Hi all,
Newbie here, got a set of quick questions. If you have insight on even just one of them please let me know.
-
I thought the stream processors were very light weight. I am guessing they do in-order execution, can someone verify? Is there any prefetching of memory or is it all explicit?
-
I believe there is a library/utility that you can include in your application that will spit out pre-profiling results at compile time. It will say stuff like how many registers were used and if you’re maxing out your register limit and stuff like that. Does anyone know the name of this?
-
Regarding coalescing of memory - I believe the memory bandwidth is only 128bits (on what hardware?). Would that mean with coalescing, you can only max out the memory bandwidth with 16 doubles (8 bytes each)? So a half-warp can fully maximize the memory bandwidth, right? With singles (4 bytes each), you would need 32 values read in a cycle to max out the memory bandwidth, right? Since a half-warp only has 16 values, a group of coalescing threads reading in singles cannot max out the memory bandwidth. Is this case one where you would want to use the float2 struct? Is that the idea of the ___{2,3,4} structs? Is it possible to make a single thread read in a float2 worth of data in a single cycle? Maybe I’m misunderstanding this altogether…
-
Regarding coalescing - I am using cudamallocpitch to align every row of my array. After that I need to align my threadblock to the memory banks, right? How large is a memory bank?

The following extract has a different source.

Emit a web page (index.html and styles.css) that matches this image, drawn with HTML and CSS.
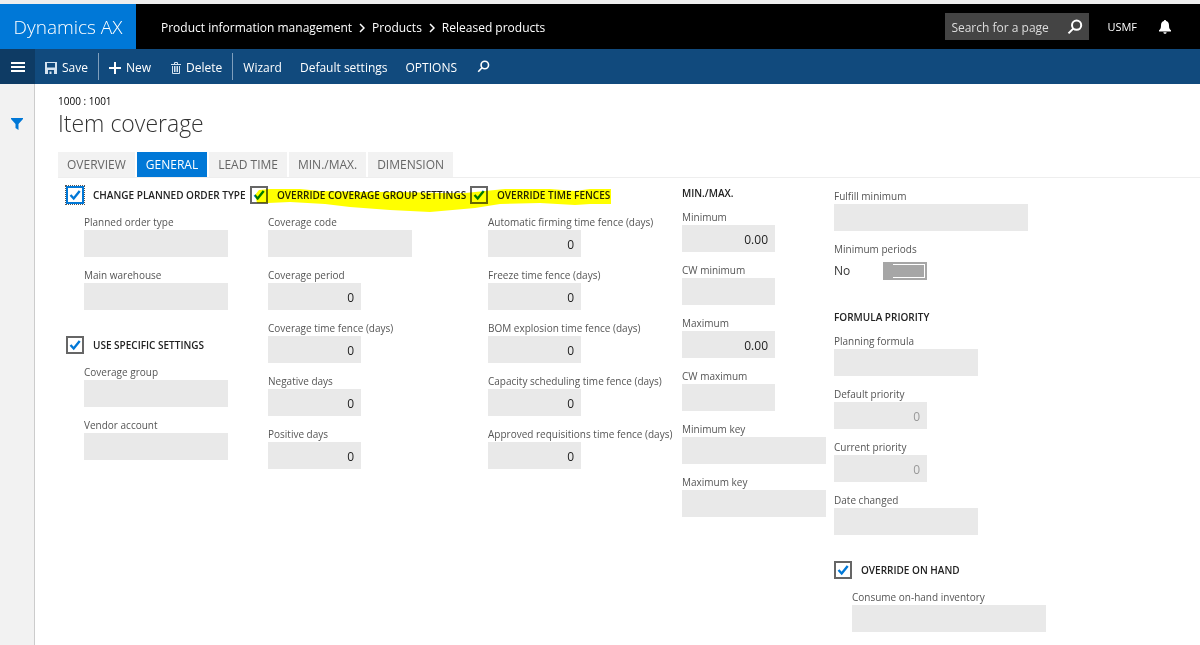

In other words, how do I find the exact length and multiples of the memory alignment?
-
If I declare an array as constant where does that memory reside? For my application, this array will be used EXTREMELY often and I would want it in the fastest memory possible - possibly shared memory or register memory. So is constant putting my memory where I’d want it? Where would I want to declare this memory? In my kernel or outside it, as a global?
-
How do I determine how many registers I get (per thread) before I run out? Will it depend on the GPU?
-
So I realize that shared memory is shared among all cores on the SM. When a new block is executed [interleaved] won’t it have to swap out the shared memory similar to a context switch? I am possibly thinking about this all wrong.
Please help.
Thanks,
jbu